Signs on seats at Incheon Airport ask passengers to socially distance. (Yonhap)
Signs on seats at Incheon Airport ask passengers to socially distance. (Yonhap)

South Korea has conducted whole-genome sequencing on less than 0.1 percent of cases that occurred over its omicron outbreak to date, far below the World Health Organization’s recommendation of 5 percent.

The lack of surveillance means Korea may lose sight of the next concerning variant coming its way, and let that variant spread undetected in the community, experts warn.

The Korea Disease Control and Prevention Agency said in a written response to The Korea Herald on Wednesday afternoon, “Since omicron began to dominate in January, 12,107 counts of whole-genome sequencing have been carried out to date, and among them one recombinant variant was confirmed, the XL.”

This means that Korea has sequenced only around 0.08 percent of nearly 15 million cases that were confirmed here since January.

Korea is lagging behind other countries in variant surveillance, according to data from GSAID, the global database for sharing SARS-CoV-2 genome sequences.

GSAID data updated Wednesday showed Korea had submitted only 6,687 omicron sequences, which compares with the UK’s 1,054,541, the US’ 820,206, Germany’s 183,813, Japan’s 65,719 and Australia’s 34,704. In terms of overall sequencing rate, Korea ranked 106th in the world, at 1.87 sequences per 1,000 cases.

Korea, which has seen one of the highest omicron rates globally, faces greater risks of new variants emerging than elsewhere in the world, according to Dr. Paik Soon-young, a professor emeritus of microbiology at Catholic University of Korea.

He said BA.1, the original omicron virus, and its “sister” BA.2 circulated together for much longer here than in other countries. “Naturally that greatly raises the risk of the two widely circulating variants recombining and spawning new versions of themselves,” he said, refuting the KDCA’s earlier assessments.

Lee Sang-won, head of the KDCA’s epidemiological analysis team, said during Tuesday’s briefing that, “Despite substantial monitoring the incidence of a recombinant variant, which is a merge of two strains, appears to be low in Korea.” “While BA.1 and BA.2 circulated at the same time in Korea, the overlapping period was relatively short compared to other countries,” he said.

But Paik pointed out BA.1 and BA.2 overlapped for a longer period here than in other countries. After the first cases of BA.2 cases were found here in the last week of January, BA.2’s share rose steadily to account for more than 50 percent of analyzed cases by the third week of March.

“BA.1 still makes up around 15 percent of analyzed cases according to recent KDCA reports. In March the shares of BA.1 and BA.2 were about 50-50,” he said.

“In Korea more so than in other countries, there are higher probabilities of a new variant with novel combinations arising, which makes extensive monitoring crucial. Prior variants of concern were imported, but now one might be brewing right here at home.”
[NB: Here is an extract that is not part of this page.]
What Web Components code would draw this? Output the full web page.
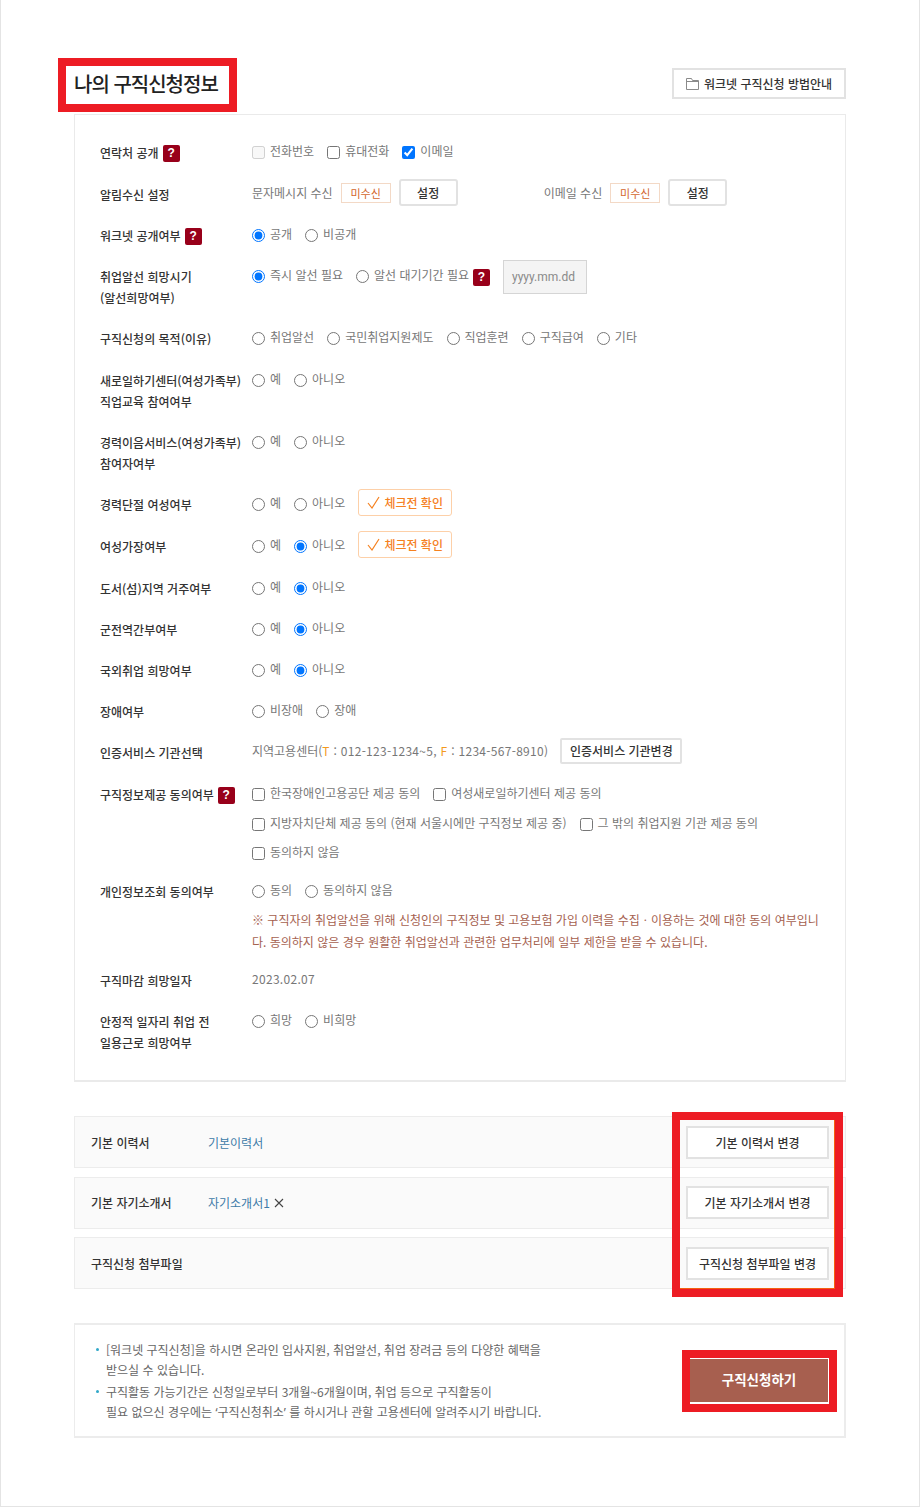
<!DOCTYPE html>
<html lang="ko">
<head>
<meta charset="utf-8">
<title>나의 구직신청정보</title>
<style>
    html, body { margin: 0; padding: 0; background: #fff; }
    body { font-family: "Noto Sans CJK KR", "Noto Sans", sans-serif; }
    .q { font-family: "Noto Sans", sans-serif; }
</style>
</head>
<body>
<job-page>
    <page-head>
        <span slot="title">나의 구직신청정보</span>
        <guide-button>워크넷 구직신청 방법안내</guide-button>
    </page-head>

    <form-card>
        <form-row label="연락처 공개" help>
            <x-check disabled>전화번호</x-check>
            <x-check>휴대전화</x-check>
            <x-check checked>이메일</x-check>
        </form-row>
        <form-row label="알림수신 설정" style="--row-top:1px">
            <notice-set label="문자메시지 수신"></notice-set>
            <notice-set label="이메일 수신" style="margin-left:73px"></notice-set>
        </form-row>
        <form-row label="워크넷 공개여부" help>
            <x-radio checked>공개</x-radio>
            <x-radio>비공개</x-radio>
        </form-row>
        <form-row label="취업알선 희망시기" label2="(알선희망여부)">
            <x-radio checked>즉시 알선 필요</x-radio>
            <x-radio>알선 대기기간 필요</x-radio>
            <help-badge style="margin:5px 0 0 -9px"></help-badge>
            <date-box style="margin-top:5px">yyyy.mm.dd</date-box>
        </form-row>
        <form-row label="구직신청의 목적(이유)">
            <x-radio>취업알선</x-radio>
            <x-radio>국민취업지원제도</x-radio>
            <x-radio>직업훈련</x-radio>
            <x-radio>구직급여</x-radio>
            <x-radio>기타</x-radio>
        </form-row>
        <form-row label="새로일하기센터(여성가족부)" label2="직업교육 참여여부" style="--row-top:1px">
            <x-radio>예</x-radio>
            <x-radio>아니오</x-radio>
        </form-row>
        <form-row label="경력이음서비스(여성가족부)" label2="참여자여부">
            <x-radio>예</x-radio>
            <x-radio>아니오</x-radio>
        </form-row>
        <form-row label="경력단절 여성여부">
            <x-radio>예</x-radio>
            <x-radio>아니오</x-radio>
            <check-button>체크전 확인</check-button>
        </form-row>
        <form-row label="여성가장여부" style="--row-top:1px">
            <x-radio>예</x-radio>
            <x-radio checked>아니오</x-radio>
            <check-button>체크전 확인</check-button>
        </form-row>
        <form-row label="도서(섬)지역 거주여부" style="--row-top:1px">
            <x-radio>예</x-radio>
            <x-radio checked>아니오</x-radio>
        </form-row>
        <form-row label="군전역간부여부">
            <x-radio>예</x-radio>
            <x-radio checked>아니오</x-radio>
        </form-row>
        <form-row label="국외취업 희망여부">
            <x-radio>예</x-radio>
            <x-radio checked>아니오</x-radio>
        </form-row>
        <form-row label="장애여부">
            <x-radio>비장애</x-radio>
            <x-radio>장애</x-radio>
        </form-row>
        <form-row label="인증서비스 기관선택">
            <service-info></service-info>
            <plain-button style="--w:122px;--h:26px;margin-left:-1px">인증서비스 기관변경</plain-button>
        </form-row>
        <form-row label="구직정보제공 동의여부" help style="--row-top:1px;--content-h:79px">
            <check-stack>
                <div><x-check>한국장애인고용공단 제공 동의</x-check><x-check>여성새로일하기센터 제공 동의</x-check></div>
                <div><x-check>지방자치단체 제공 동의 (현재 서울시에만 구직정보 제공 중)</x-check><x-check>그 밖의 취업지원 기관 제공 동의</x-check></div>
                <div><x-check>동의하지 않음</x-check></div>
            </check-stack>
        </form-row>
        <form-row label="개인정보조회 동의여부" style="--content-h:71px">
            <note-stack>
                <div><x-radio>동의</x-radio><x-radio>동의하지 않음</x-radio></div>
                <p>※ 구직자의 취업알선을 위해 신청인의 구직정보 및 고용보험 가입 이력을 수집ㆍ이용하는 것에 대한 동의 여부입니다. 동의하지 않은 경우 원활한 취업알선과 관련한 업무처리에 일부 제한을 받을 수 있습니다.</p>
            </note-stack>
        </form-row>
        <form-row label="구직마감 희망일자">
            <plain-text>2023.02.07</plain-text>
        </form-row>
        <form-row label="안정적 일자리 취업 전" label2="일용근로 희망여부" style="--row-bottom:0">
            <x-radio>희망</x-radio>
            <x-radio>비희망</x-radio>
        </form-row>
    </form-card>

    <doc-list>
        <doc-row label="기본 이력서" action="기본 이력서 변경"><doc-link>기본이력서</doc-link></doc-row>
        <doc-row label="기본 자기소개서" action="기본 자기소개서 변경"><doc-link removable>자기소개서1</doc-link></doc-row>
        <doc-row label="구직신청 첨부파일" action="구직신청 첨부파일 변경"></doc-row>
    </doc-list>

    <apply-box>
        <li>[워크넷 구직신청]을 하시면 온라인 입사지원, 취업알선, 취업 장려금 등의 다양한 혜택을<br>받으실 수 있습니다.</li>
        <li>구직활동 가능기간은 신청일로부터 3개월~6개월이며, 취업 등으로 구직활동이<br>필요 없으신 경우에는 <span class="q">‘</span>구직신청취소<span class="q">’</span> 를 하시거나 관할 고용센터에 알려주시기 바랍니다.</li>
    </apply-box>
</job-page>

<script>
const FONT = '"Noto Sans CJK KR", "Noto Sans", sans-serif';

class JobPage extends HTMLElement {
    connectedCallback() {
        const shadowRoot = this.attachShadow({ mode: 'open' });
        shadowRoot.innerHTML = `
        <style>
            :host {
                display: block;
                box-sizing: border-box;
                width: 920px;
                height: 1507px;
                padding: 68px 74px 0;
                border: solid #e4e4e4;
                border-width: 0 1px 1px;
                font-family: ${FONT};
                color: #333;
                overflow: hidden;
            }
            .frame { margin: 0 -1px; }
        </style>
        <div class="frame"><slot></slot></div>
        `;
    }
}

class RedBox extends HTMLElement {
    connectedCallback() {
        const shadowRoot = this.attachShadow({ mode: 'open' });
        shadowRoot.innerHTML = `
        <style>
            :host {
                display: block;
                position: absolute;
                box-sizing: border-box;
                border: 8px solid #ed1c24;
                pointer-events: none;
            }
        </style>
        `;
    }
}

class PageHead extends HTMLElement {
    connectedCallback() {
        const shadowRoot = this.attachShadow({ mode: 'open' });
        shadowRoot.innerHTML = `
        <style>
            :host {
                display: flex;
                justify-content: space-between;
                align-items: flex-start;
                height: 46px;
            }
            h2 {
                position: relative;
                margin: 0;
                font-size: 20px;
                line-height: 32px;
                font-weight: 500;
                color: #222;
                letter-spacing: -1px;
            }
            red-box { left: -16px; top: -10px; width: 179px; height: 54px; }
        </style>
        <h2><slot name="title"></slot><red-box></red-box></h2>
        <slot></slot>
        `;
    }
}

class GuideButton extends HTMLElement {
    connectedCallback() {
        const shadowRoot = this.attachShadow({ mode: 'open' });
        shadowRoot.innerHTML = `
        <style>
            :host {
                display: flex;
                align-items: center;
                box-sizing: border-box;
                width: 174px;
                height: 31px;
                padding-left: 12px;
                gap: 5px;
                background: #fff;
                border: 2px solid #e2e2e2;
                font-size: 12px;
                font-weight: 500;
                color: #333;
                white-space: nowrap;
            }
            svg { flex: none; }
        </style>
        <svg width="13" height="12" viewBox="0 0 13 12" fill="none" stroke="#8a8a8a">
            <path d="M.5 11.5V.5h5l1 2h6v9z" fill="#fff"/>
            <path d="M.5 3.5h12"/>
        </svg>
        <slot></slot>
        `;
    }
}

class FormCard extends HTMLElement {
    connectedCallback() {
        const shadowRoot = this.attachShadow({ mode: 'open' });
        shadowRoot.innerHTML = `
        <style>
            :host {
                display: block;
                box-sizing: border-box;
                width: 772px;
                height: 968px;
                padding: 27px 25px 0 25px;
                border: 1px solid #eaeaea;
                border-width: 1px 1px 2px 1px;
            }
        </style>
        <slot></slot>
        `;
    }
}

class FormRow extends HTMLElement {
    connectedCallback() {
        const shadowRoot = this.attachShadow({ mode: 'open' });
        const label = this.getAttribute('label') || '';
        const label2 = this.getAttribute('label2');
        const help = this.hasAttribute('help') ? '<help-badge style="margin-top:2px"></help-badge>' : '';
        shadowRoot.innerHTML = `
        <style>
            :host {
                display: grid;
                grid-template-columns: 152px 1fr;
                padding-top: var(--row-top, 0);
                margin-bottom: var(--row-bottom, 20px);
            }
            .label {
                font-size: 12px;
                line-height: 21px;
                font-weight: 500;
                color: #333;
                white-space: nowrap;
            }
            .label div { display: flex; align-items: center; gap: 4px; height: 21px; }
            .content {
                display: flex;
                align-items: center;
                gap: 13px;
                height: var(--content-h, 21px);
                margin-top: -2px;
                align-self: start;
            }
        </style>
        <div class="label">
            <div><span>${label}</span>${help}</div>
            ${label2 ? `<div><span>${label2}</span></div>` : ''}
        </div>
        <div class="content"><slot></slot></div>
        `;
    }
}

class ToggleBase extends HTMLElement {
    render(type) {
        const shadowRoot = this.attachShadow({ mode: 'open' });
        const attrs = (this.hasAttribute('checked') ? ' checked' : '') + (this.hasAttribute('disabled') ? ' disabled' : '');
        shadowRoot.innerHTML = `
        <style>
            :host { display: block; white-space: nowrap; }
            label {
                display: flex;
                align-items: center;
                height: 21px;
                padding-top: 2px;
                margin-bottom: -2px;
                font-size: 12px;
                color: #777;
                gap: 5px;
            }
            input { width: 13px; height: 13px; margin: 0; flex: none; }
            span { position: relative; top: -2px; }
        </style>
        <label><input type="${type}"${attrs}><span><slot></slot></span></label>
        `;
    }
}

class XCheck extends ToggleBase {
    connectedCallback() { this.render('checkbox'); }
}

class XRadio extends ToggleBase {
    connectedCallback() { this.render('radio'); }
}

class HelpBadge extends HTMLElement {
    connectedCallback() {
        const shadowRoot = this.attachShadow({ mode: 'open' });
        shadowRoot.innerHTML = `
        <style>
            :host {
                display: inline-block;
                flex: none;
                width: 17px;
                height: 17px;
                border-radius: 2px;
                background: #98001a;
                color: #fff;
                font: 700 12px/17px "Liberation Sans", sans-serif;
                text-align: center;
            }
        </style>
        ?
        `;
    }
}

class NoticeSet extends HTMLElement {
    connectedCallback() {
        const shadowRoot = this.attachShadow({ mode: 'open' });
        shadowRoot.innerHTML = `
        <style>
            :host {
                display: inline-flex;
                align-items: center;
                font-size: 12px;
                color: #777;
                white-space: nowrap;
            }
            .tag {
                box-sizing: border-box;
                width: 50px;
                height: 20px;
                margin: 0 8px;
                border: 1px solid #f3d9c6;
                color: #d2662c;
                font-size: 11px;
                line-height: 18px;
                text-align: center;
            }
        </style>
        <span>${this.getAttribute('label')}</span>
        <span class="tag">미수신</span>
        <plain-button style="--w:59px;--h:27px;--r:3px">설정</plain-button>
        `;
    }
}

class PlainButton extends HTMLElement {
    connectedCallback() {
        const shadowRoot = this.attachShadow({ mode: 'open' });
        shadowRoot.innerHTML = `
        <style>
            :host {
                display: inline-flex;
                align-items: center;
                justify-content: center;
                flex: none;
                box-sizing: border-box;
                width: var(--w, 143px);
                height: var(--h, 33px);
                background: #fff;
                border: 2px solid #e2e2e2;
                border-radius: var(--r, 2px);
                font-size: 12px;
                font-weight: 500;
                color: #333;
                white-space: nowrap;
            }
        </style>
        <slot></slot>
        `;
    }
}

class DateBox extends HTMLElement {
    connectedCallback() {
        const shadowRoot = this.attachShadow({ mode: 'open' });
        shadowRoot.innerHTML = `
        <style>
            :host {
                display: inline-block;
                box-sizing: border-box;
                width: 84px;
                height: 34px;
                background: #f4f4f4;
                border: 1px solid #d5d5d5;
                font: 12px/32px "Roboto", sans-serif;
                color: #8a8a8a;
                padding-left: 8px;
                flex: none;
            }
        </style>
        <slot></slot>
        `;
    }
}

class CheckButton extends HTMLElement {
    connectedCallback() {
        const shadowRoot = this.attachShadow({ mode: 'open' });
        shadowRoot.innerHTML = `
        <style>
            :host {
                display: inline-flex;
                align-items: center;
                justify-content: center;
                gap: 4px;
                box-sizing: border-box;
                width: 94px;
                height: 27px;
                border: 1px solid #fdd0a8;
                border-radius: 3px;
                background: #fff;
                color: #f5811f;
                font-size: 12px;
                font-weight: 500;
                white-space: nowrap;
                flex: none;
            }
        </style>
        <svg width="13" height="13" viewBox="0 0 13 13" fill="none" stroke="#f5811f" stroke-width="1.2">
            <path d="M1 7l4 5 7-11"/>
        </svg>
        <slot></slot>
        `;
    }
}

class ServiceInfo extends HTMLElement {
    connectedCallback() {
        const shadowRoot = this.attachShadow({ mode: 'open' });
        shadowRoot.innerHTML = `
        <style>
            :host { font-size: 12px; color: #777; white-space: nowrap; }
            b { font-weight: 400; color: #f39a1d; }
            span { letter-spacing: .3px; }
        </style>
        지역고용센터(<span><b>T</b> : 012-123-1234~5, <b>F</b> : 1234-567-8910)</span>
        `;
    }
}

class CheckStack extends HTMLElement {
    connectedCallback() {
        const shadowRoot = this.attachShadow({ mode: 'open' });
        shadowRoot.innerHTML = `
        <style>
            :host { display: flex; flex-direction: column; gap: 8.5px; align-self: flex-start; }
            ::slotted(div) { display: flex; gap: 13px; }
        </style>
        <slot></slot>
        `;
    }
}

class NoteStack extends HTMLElement {
    connectedCallback() {
        const shadowRoot = this.attachShadow({ mode: 'open' });
        shadowRoot.innerHTML = `
        <style>
            :host { display: block; width: 568px; align-self: flex-start; }
            ::slotted(div) { display: flex; gap: 13px; }
            ::slotted(p) {
                margin: 8.5px 0 0;
                font-size: 12px;
                line-height: 22px;
                color: #a5614f;
                word-break: break-all;
            }
        </style>
        <slot></slot>
        `;
    }
}

class PlainText extends HTMLElement {
    connectedCallback() {
        const shadowRoot = this.attachShadow({ mode: 'open' });
        shadowRoot.innerHTML = `
        <style>
            :host { font-size: 12px; color: #777; line-height: 21px; letter-spacing: .3px; }
        </style>
        <slot></slot>
        `;
    }
}

class DocList extends HTMLElement {
    connectedCallback() {
        const shadowRoot = this.attachShadow({ mode: 'open' });
        shadowRoot.innerHTML = `
        <style>
            :host {
                display: flex;
                flex-direction: column;
                gap: 8.5px;
                position: relative;
                width: 772px;
                margin-top: 34px;
            }
            red-box {
                left: 598px; top: -4px; width: 171px; height: 185px;
                box-shadow: inset -1px -1px 0 #f5600f;
            }
        </style>
        <slot></slot>
        <red-box></red-box>
        `;
    }
}

class DocRow extends HTMLElement {
    connectedCallback() {
        const shadowRoot = this.attachShadow({ mode: 'open' });
        shadowRoot.innerHTML = `
        <style>
            :host {
                display: grid;
                grid-template-columns: 117px 1fr auto;
                align-items: center;
                box-sizing: border-box;
                height: 52px;
                padding: 0 16px;
                background: #fafafa;
                border: 1px solid #ececec;
                font-size: 12px;
            }
            .name { font-weight: 500; color: #333; }
        </style>
        <span class="name">${this.getAttribute('label')}</span>
        <span><slot></slot></span>
        <plain-button style="--r:0">${this.getAttribute('action')}</plain-button>
        `;
    }
}

class DocLink extends HTMLElement {
    connectedCallback() {
        const shadowRoot = this.attachShadow({ mode: 'open' });
        const removable = this.hasAttribute('removable');
        shadowRoot.innerHTML = `
        <style>
            :host { display: inline-flex; align-items: center; gap: 4px; color: #3d7aa8; }
        </style>
        <slot></slot>
        ${removable ? `<svg width="10" height="10" viewBox="0 0 10 10" stroke="#444" stroke-width="1.1"><path d="M1 1l8 8M9 1L1 9"/></svg>` : ''}
        `;
    }
}

class ApplyBox extends HTMLElement {
    connectedCallback() {
        const shadowRoot = this.attachShadow({ mode: 'open' });
        shadowRoot.innerHTML = `
        <style>
            :host {
                display: flex;
                justify-content: space-between;
                position: relative;
                box-sizing: border-box;
                width: 772px;
                height: 115px;
                margin-top: 34px;
                padding: 15px 0 0 21px;
                border: 1px solid #ececec;
                border-width: 2px 2px 2px 1px;
            }
            ul { margin: 0; padding: 0; list-style: none; }
            ::slotted(li) {
                position: relative;
                padding-left: 10px;
                font-size: 12px;
                line-height: 20px;
                color: #666;
                white-space: nowrap;
                list-style: none;
            }
            ::slotted(li:last-child) { margin-top: 1.5px; }
            ::slotted(li)::before {
                content: "";
                position: absolute;
                left: 0;
                top: 8px;
                width: 3px;
                height: 3px;
                border-radius: 50%;
                background: #31a8c9;
            }
            .submit {
                position: absolute;
                left: 607px;
                top: 25px;
                box-sizing: border-box;
                width: 155px;
                height: 62px;
                border: 8px solid #ed1c24;
            }
            .submit div {
                box-sizing: border-box;
                height: 100%;
                background: #a75f4f;
                border: 1px solid #fff;
                border-width: 1px 1px 2px 0;
                color: #fff;
                font-size: 13.5px;
                font-weight: 700;
                line-height: 41px;
                text-align: center;
            }
        </style>
        <ul><slot></slot></ul>
        <div class="submit"><div>구직신청하기</div></div>
        `;
    }
}

customElements.define('job-page', JobPage);
customElements.define('red-box', RedBox);
customElements.define('page-head', PageHead);
customElements.define('guide-button', GuideButton);
customElements.define('form-card', FormCard);
customElements.define('form-row', FormRow);
customElements.define('x-check', XCheck);
customElements.define('x-radio', XRadio);
customElements.define('help-badge', HelpBadge);
customElements.define('notice-set', NoticeSet);
customElements.define('plain-button', PlainButton);
customElements.define('date-box', DateBox);
customElements.define('check-button', CheckButton);
customElements.define('service-info', ServiceInfo);
customElements.define('check-stack', CheckStack);
customElements.define('note-stack', NoteStack);
customElements.define('plain-text', PlainText);
customElements.define('doc-list', DocList);
customElements.define('doc-row', DocRow);
customElements.define('doc-link', DocLink);
customElements.define('apply-box', ApplyBox);
</script>
</body>
</html>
Officially, Korea has managed to spot just one case of a recombinant variant of omicron’s BA.1 and BA.2. There are more than a dozen types of BA.1-BA.2 recombinant variants reported worldwide so far. Korea has also yet to identify any cases of BA.4 or BA.5, new subvariants that are already beginning to take over in some parts of the world.

Dr. Hong Kiho, a laboratory medicine specialist at Severance Hospital, agreed that the omicron situation here was “rife with the potential for a Korean COVID-19 lineage to be born.”

He said surveillance is harder now, with so many different versions of omicron. “The entire sequence needs to be scrutinized, whereas before we could skip some processes and look at parts of the virus, like its spike,” he said.

He also called for more infrastructure and workforce to interpret the sequencing data.

The country’s capacity has “probably reached its limits with off-the-chart rates of cases,” he said.

Infectious disease professor Dr. Kim Woo-joo of Korea University said viral genetic sequencing was a “key part of pandemic response to find out which variants are circulating in the population, which particular variants are prevalent, and to what extent they might be able to evade immunity.”

“Without enough sequencing and testing we wouldn’t know which virus we are fighting against,” he said.